In Seoul, the 20 heads of state and government said in their final declaration that they would "rationalize and phase-out over the medium term inefficient fossil fuel subsidies; mitigate excessive fossil fuel price volatility; safeguard the global marine environment; and combat the challenges of global climate change." 

The 20 leaders expressed their appreciation for Mexican President Felipe Calderon's briefing on the status of the UN Framework Convention on Climate Change negotiations that open November 29 in Cancun. 

They also thanked Ethiopian Prime Minister Meles Zenawi for his briefing on the report of the High-Level Advisory Group on Climate Change Financing submitted to the UN Secretary-General. The Advisory Group's report, issued earlier this month, found that it was "feasible but challenging" for industrialized nations to meet their commitment last year in Copenhagen to raise $100 billion annual to help poorer countries cope with climate change. 

Since then, the G-20 countries have put forward national strategies and timeframes to meet this commitment and are now working on identifying the resources needed to implement national strategies. 

A number of countries have already made policy decisions in accordance with the G-20 commitment. 

In Mexico, the government has begun phasing out motor fuel subsidies while conducting a household-level census of fuel consumption that will allow the government to implement a well-targeted support program to compensate low-income households. 

In June 2010, India decontrolled gasoline prices and raised the prices for diesel, kerosene, and liquid petroleum gases (LPG). India also announced plans to phase out the remaining diesel subsidy in the medium term. 

This year, both Russia and China initiated programs raising the price of natural gas paid by their domestic consumers. 

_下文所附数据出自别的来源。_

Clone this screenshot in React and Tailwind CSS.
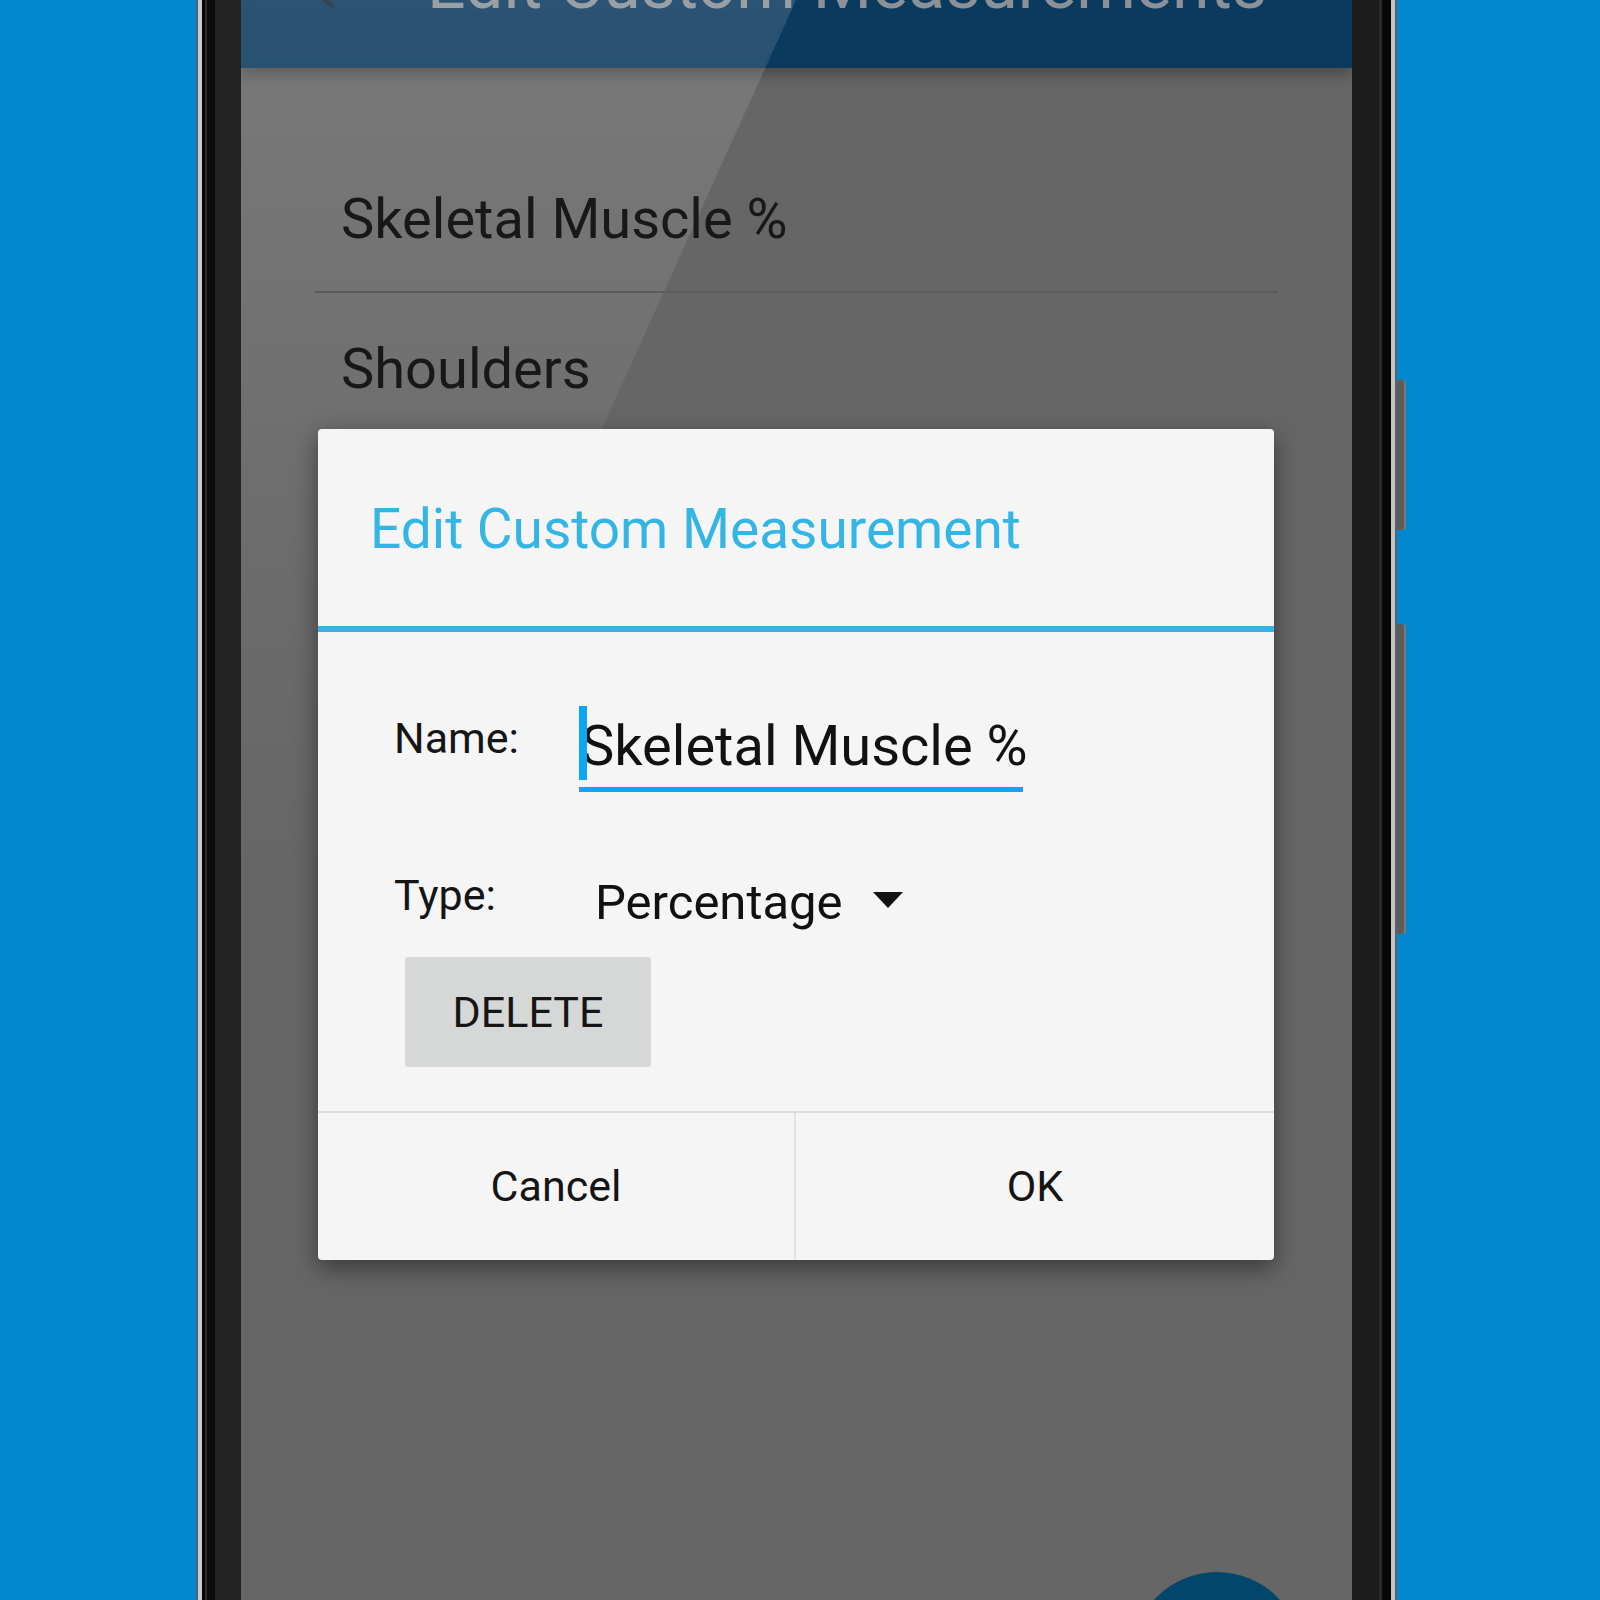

The International Energy Agency, World Bank, and Organization for Economic Cooperation and Development today submitted to G-20 leaders in Seoul a joint report updating their earlier analysis to reflect the new phase-out policies implemented this year. 

The report found that substantial progress had been made, but that the value of fossil fuel consumption subsidies remained over $300 billion in 2009, a heavy burden on government finances that displaces important public investments, worsens balance of payments, leads to underinvestment in infrastructure, and contributes to energy shortages. 

"The Copenhagen Accord and the agreement among G-20 countries to phase out subsidies are important steps forward. But, these moves still fall a very long way short of what is required to set us on the path to a truly sustainable energy system," said Nobuo Tanaka, executive director of the International Energy Agency Tuesday in London at the launch of the latest edition of the IEA's annual World Energy Outlook. 

"Renewable energy can play a central role in reducing carbon-dioxide emissions and diversifying energy supplies, but only if strong and sustained support is made available," Tanaka said. 

The G-20 leaders asked the international organizations to update their report and assess progress being made in advance of the G-20 Summit next year as a means of holding themselves accountable to their commitment to phase out fossil fuel subsidies. 

The leaders also agreed to take concrete steps to make the world's physical oil markets more transparent and to continue to improve the regulation of financial oil derivative markets. These actions are expected to reduce the volatility of oil prices, benefiting both energy producers and consumers. 

The G-20 is comprised of: Argentina, Australia, Brazil, Canada, China, France, Germany, India, Indonesia, Italy, Japan, Mexico, Russia, Saudi Arabia, South Africa, Republic of Korea, Turkey, United Kingdom, United States and the European Union.